By Hyun Ho Sohn, Portfolio Manager
Surie Radhika, Investment Director

We have seen increased volatility in markets as a confluence of changing expectations on economic growth, interest rates and mega-cap technology earnings in the US (combined with an unwinding of a Japanese yen carry trade in Japan) have shaken investor confidence. Market volatility has been exacerbated by the unwinding of a crowded trade, hedge fund de-risking and passive moves.

Looking at technology sector specifically, we need to be careful in reading into earnings, because at this point they could represent a lagging indicator. Having said that, while traditional IT spending has been weak, most mega cap earnings reported so far have been fine, with these companies still showing strong year-on-year growth. Areas like hyperscale cloud stand out as they continue to see resilient demand. In contrast, cyclicals (broad-based semiconductors) have disappointed against market expectations of a recovery. Many semiconductor names which became overpriced during the AI-sentiment driven rally, with cyclical and geopolitical risks ignored then, have corrected since. Overall, the fundamental picture does not cause alarm.

In fact, the blanket selling by market participants has opened up interesting investment opportunities for those that can take a disciplined, long-term active view. Whilst most of the market fixates on the rotation and short-term earnings impact from macro factors, those taking a long-term view have opportunity to invest in companies with durable long-term earnings potential. We are seeing opportunities emerge in such businesses and more specifically areas like mid-cap software that had been de-rated as well as semiconductors that have already gone through a massive de-stocking cycle.

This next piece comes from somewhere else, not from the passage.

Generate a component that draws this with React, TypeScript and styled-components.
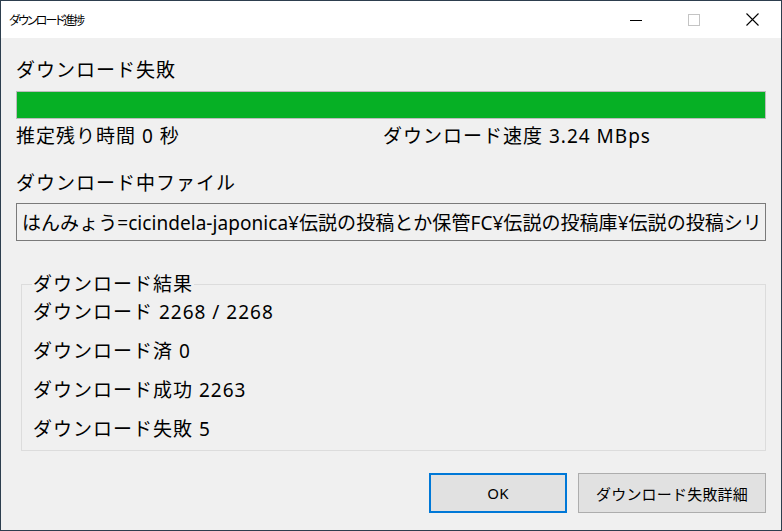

While market expects the massive AI infrastructure build- out to continue without any speed bumps, we feel that there are underappreciated risks in terms of the magnitude and pace of generative AI adoption. Therefore, we avoided expensive semiconductor names and prefer more diversified and value-oriented names in the segment. We also continue to see value in digitalisation leader in ‘old economy’ areas. Overall, we believe that investors should be constructive on AI, but in a way that fully weighs the risks as well as the rewards involved and the phasing of value creation. Technology themes will likely broaden beyond AI from here, and we see strong tailwinds for cloud infrastructure and software, as well as attractive valuations in analogue semiconductors, IT services, and communications equipment.